Choć Konstancin nie jest typową destynacją turystyczną, wciąż utrzymuje stały napływ osób czasowo przebywających w okolicy. Spotkamy tu kuracjuszy, pacjenctów STOCER-u, zagranicznych specjalistów zatrudnionych w Warszawie, a także kadry zarządzające firm korzystających z pobliskich biurowców. To sprawia, że luksusowenieruchomości mogą być atrakcyjnym źródłem pasywnego dochodu. Zwłaszcza przy właściwej obsłudze (np. przez profesjonalnego operatora najmu korporacyjnego).
W odróżnieniu od wielu dynamicznie rozwijających się miejscowości podwarszawskich, Konstancin nie podlega chaotycznej zabudowie. Gmina ma spójny i długoterminowy plan zagospodarowania przestrzennego, który chroni istniejące walory krajobrazowe i architektoniczne. Dzięki temu masz pewność, że inwestując dziś w dom z widokiem na park czy las, nie obudzisz się za pięć lat z nowym osiedlem tuż za płotem.
Konstancin-Jeziorna to miejsce, które wymyka się typowym kategoriom. Nie jest to po prostu „ładna” miejscowość pod Warszawą. To kompleksowa przestrzeń życiowa, w której natura, architektura, historia i rynek nieruchomości tworzą spójną całość. Jeśli szukasz lokalizacji, która nie tylko chroni wartość kapitału, ale też realnie wpływa na jakość codziennego życia – trudno o lepszy adres.
Dlaczego warto rozważyć Konstancin jako miejsce do życia lub inwestycji?
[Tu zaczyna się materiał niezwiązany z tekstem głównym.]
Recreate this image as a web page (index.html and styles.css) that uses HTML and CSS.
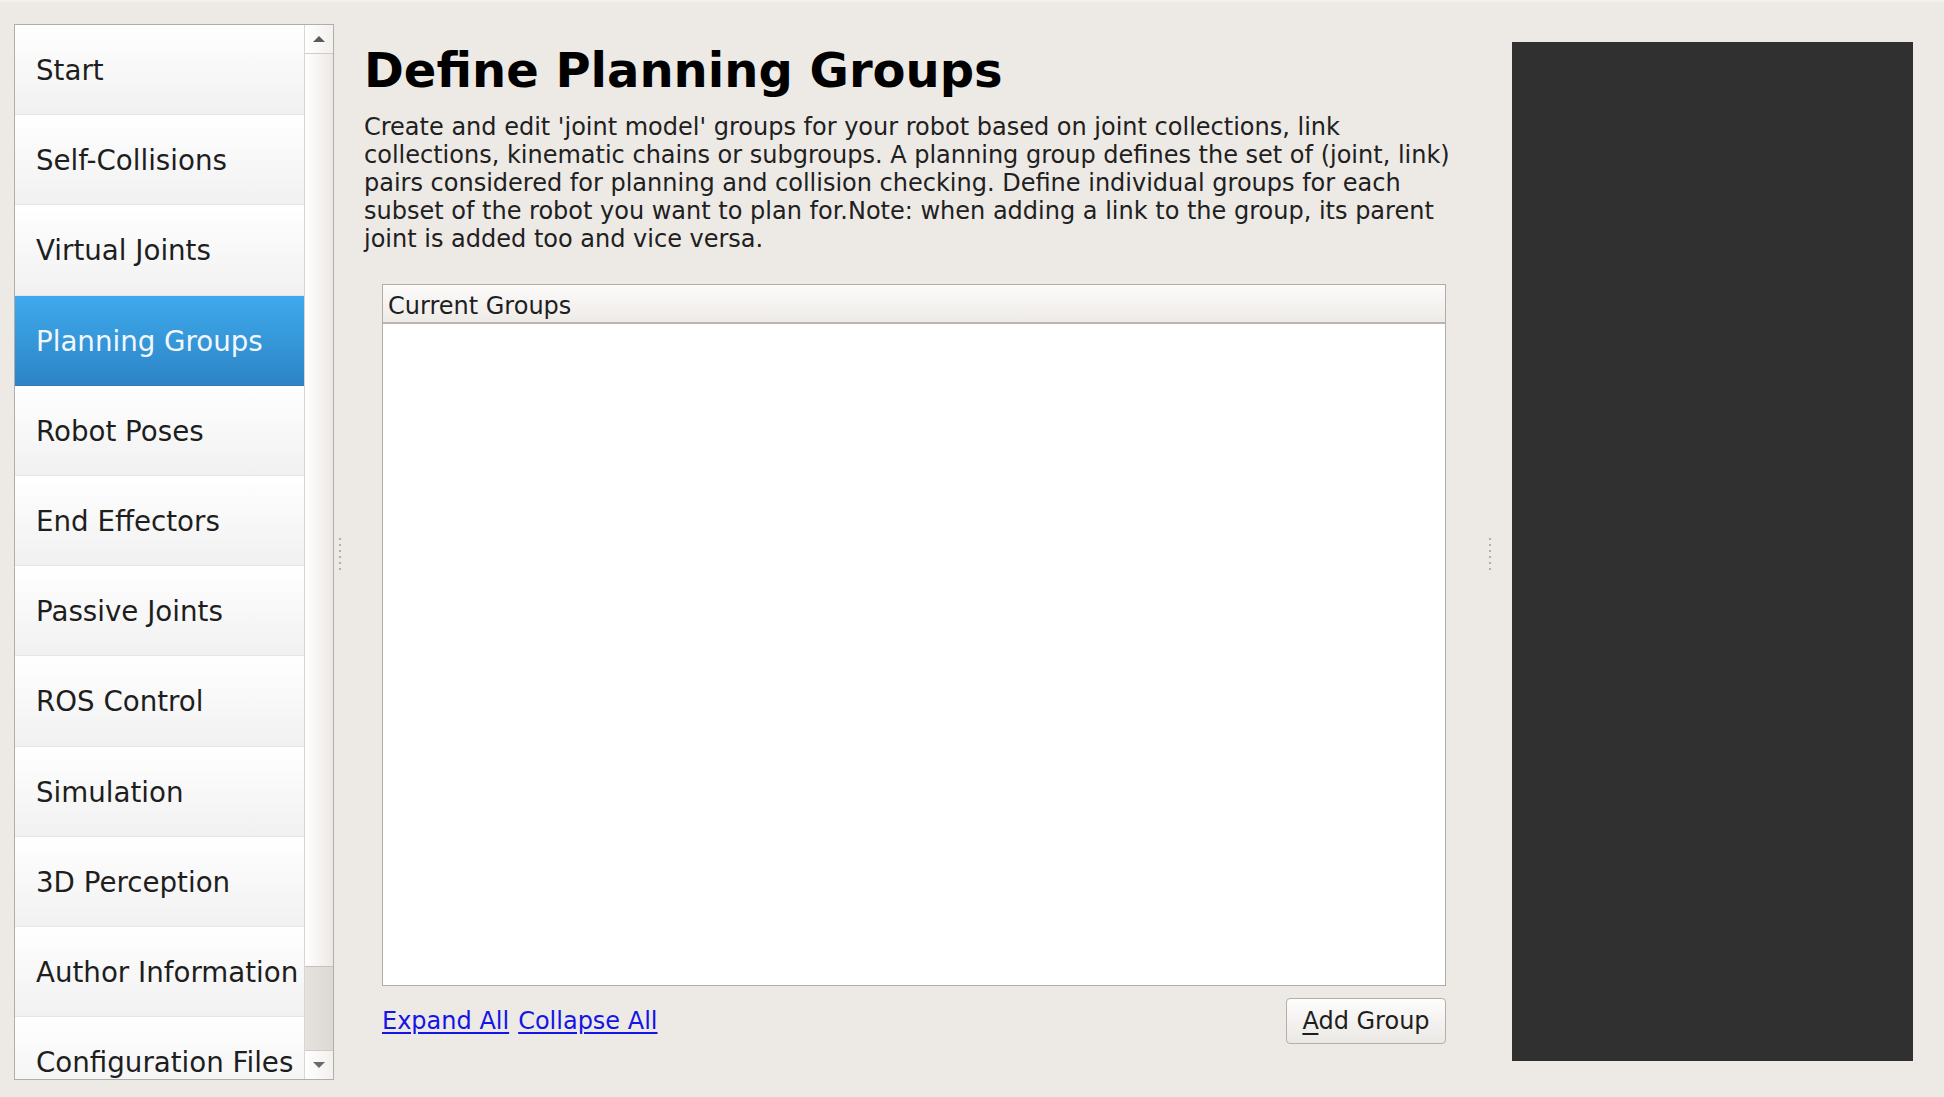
FILE: index.html
```html
<!DOCTYPE html>
<html>
<head>
<meta charset="utf-8">
<title>Define Planning Groups</title>
<link rel="stylesheet" href="styles.css">
</head>
<body>
<div class="app">
  <div class="sidebar">
    <ul class="nav">
      <li class="nav-item">Start</li>
      <li class="nav-item">Self-Collisions</li>
      <li class="nav-item">Virtual Joints</li>
      <li class="nav-item active">Planning Groups</li>
      <li class="nav-item">Robot Poses</li>
      <li class="nav-item">End Effectors</li>
      <li class="nav-item">Passive Joints</li>
      <li class="nav-item">ROS Control</li>
      <li class="nav-item">Simulation</li>
      <li class="nav-item">3D Perception</li>
      <li class="nav-item">Author Information</li>
      <li class="nav-item">Configuration Files</li>
    </ul>
    <div class="scrollbar">
      <div class="sb-btn sb-up"><span class="tri-up"></span></div>
      <div class="sb-handle"></div>
      <div class="sb-track"></div>
      <div class="sb-btn sb-down"><span class="tri-down"></span></div>
    </div>
  </div>

  <div class="handle handle-left"><span></span><span></span><span></span><span></span><span></span><span></span></div>

  <main class="main">
    <h1 class="title">Define Planning Groups</h1>
    <p class="desc">Create and edit 'joint model' groups for your robot based on joint collections, link<br>collections, kinematic chains or subgroups. A planning group defines the set of (joint, link)<br>pairs considered for planning and collision checking. Define individual groups for each<br>subset of the robot you want to plan for.Note: when adding a link to the group, its parent<br>joint is added too and vice versa.</p>
    <div class="tree">
      <div class="tree-header">Current Groups</div>
      <div class="tree-body"></div>
    </div>
    <div class="actions">
      <div class="links">
        <a class="link" href="#">Expand All</a>
        <a class="link" href="#">Collapse All</a>
      </div>
      <button class="btn"><u>A</u>dd Group</button>
    </div>
  </main>

  <div class="handle handle-right"><span></span><span></span><span></span><span></span><span></span><span></span></div>

  <div class="viewer"></div>
</div>
</body>
</html>
```

FILE: styles.css
```css
* { box-sizing: border-box; }

html, body {
  margin: 0;
  padding: 0;
  background: #edeae6;
}

body {
  font-family: "DejaVu Sans", "Liberation Sans", sans-serif;
  color: #1c1c1c;
  width: 1944px;
  height: 1097px;
  overflow: hidden;
  border-top: 2px solid #f4f2ef;
}

.app {
  display: flex;
  align-items: flex-start;
  height: 1095px;
  padding-left: 14px;
}

/* Sidebar list */
.sidebar {
  display: flex;
  width: 320px;
  height: 1056px;
  margin-top: 22px;
  border: 1px solid #b1ada8;
  background: #ffffff;
  overflow: hidden;
  flex-shrink: 0;
}

.nav {
  list-style: none;
  margin: 0;
  padding: 0;
  width: 289px;
  flex-shrink: 0;
}

.nav-item {
  height: 90.2px;
  display: flex;
  align-items: center;
  padding-left: 21px;
  padding-top: 2px;
  font-size: 27.7px;
  color: #1e1e1e;
  white-space: nowrap;
  background: linear-gradient(to bottom, #ffffff 0%, #f1f1f1 100%);
  border-bottom: 1px solid #e6e6e6;
}

.nav-item.active {
  background: linear-gradient(to bottom, #3eaaec 0%, #2d84c6 100%);
  color: #f3f7fb;
  border-bottom-color: #2b7fc0;
}

.scrollbar {
  width: 29px;
  display: flex;
  flex-direction: column;
  border-left: 1px solid #d9d6d2;
  background: #dedbd7;
}

.sb-btn {
  height: 29px;
  display: flex;
  align-items: center;
  justify-content: center;
  background: linear-gradient(to right, #ffffff, #f2f0ed);
  flex-shrink: 0;
}

.sb-up { border-bottom: 1px solid #cfccc8; }
.sb-down { border-top: 1px solid #cfccc8; }

.tri-up, .tri-down {
  width: 0;
  height: 0;
  border-left: 6px solid transparent;
  border-right: 6px solid transparent;
}
.tri-up { border-bottom: 6px solid #5a5a5a; }
.tri-down { border-top: 6px solid #6a6a6a; }

.sb-handle {
  height: 913px;
  background: linear-gradient(to right, #ffffff 0%, #f6f4f2 50%, #ebe8e4 100%);
  border-bottom: 1px solid #c4c1bc;
}

.sb-track {
  flex: 1;
  background: linear-gradient(to right, #e6e3df, #dcd9d5);
}

/* Splitter handles */
.handle {
  width: 12px;
  height: 1056px;
  margin-top: 22px;
  display: flex;
  flex-direction: column;
  align-items: center;
  justify-content: center;
  gap: 4px;
  padding-top: 4px;
  flex-shrink: 0;
}

.handle span {
  width: 2px;
  height: 2px;
  background: #b3afaa;
}

.handle-left { margin-right: 18px; }
.handle-right { margin-left: 38px; margin-right: 16px; }

/* Main content */
.main {
  width: 1082px;
  padding-top: 40px;
  flex-shrink: 0;
}

.title {
  margin: 0;
  font-size: 48px;
  line-height: 56px;
  font-weight: bold;
  color: #000;
  white-space: nowrap;
}

.desc {
  margin: 15px 0 0 0;
  font-size: 24px;
  line-height: 28px;
  color: #202020;
  white-space: nowrap;
}

.tree {
  margin: 31px 0 0 18px;
  height: 702px;
  border: 1px solid #b0aca7;
  background: #fff;
  display: flex;
  flex-direction: column;
}

.tree-header {
  height: 39px;
  padding-left: 5px;
  padding-top: 4px;
  display: flex;
  align-items: center;
  font-size: 24px;
  color: #1e1e1e;
  background: linear-gradient(to bottom, #fcfbfa, #eeebe7);
  border-bottom: 2px solid #b9b5b0;
  flex-shrink: 0;
}

.tree-body {
  flex: 1;
  background: #fff;
}

.actions {
  margin: 12px 0 0 18px;
  display: flex;
  align-items: center;
  justify-content: space-between;
}

.links {
  display: flex;
  gap: 9px;
}

.link {
  font-size: 24px;
  color: #1414e6;
  text-decoration: underline;
  text-underline-offset: 3px;
}

.btn {
  width: 160px;
  height: 46px;
  border: 1px solid #b2aea9;
  border-radius: 4px;
  background: linear-gradient(to bottom, #fdfdfc, #ebe8e4);
  font-family: "DejaVu Sans", "Liberation Sans", sans-serif;
  font-size: 24px;
  color: #1e1e1e;
  padding: 0;
  margin-right: 0;
}

.btn u { text-underline-offset: 4px; }

/* Right viewer panel */
.viewer {
  width: 401px;
  height: 1019px;
  margin-top: 40px;
  background: #303030;
  flex-shrink: 0;
}
```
Odpowiedź nie sprowadza się do jednego czynnika. Tu liczy się synergia: uzdrowiskowy mikroklimat, kameralna zabudowa, bliskość Warszawy i lokalna infrastruktura, która zaspokaja potrzeby najbardziej wymagających mieszkańców.
Jeśli jesteś osobą, która ceni sobie spokój, ale nie chce rezygnować z dostępu do usług czy kultury – Konstancin-Jeziorna odpowie na te potrzeby. Jako inwestor docenisz ograniczoną podaż, przewidywalność urbanistyczną i wysoką jakość lokalnych nieruchomości premium.
Pamiętaj też, że inwestycja w Konstancinie to często projekt na lata. Tu nie chodzi o szybki zysk, lecz o stabilne budowanie wartości. Własny dom czy rezydencja pod wynajem– każda z tych form może mieć sens, o ile stoi za nią dobrze zaplanowana strategia. I to właśnie czyni Konstancin tak interesującym miejscem: daje przestrzeń do podejmowania decyzji z perspektywą.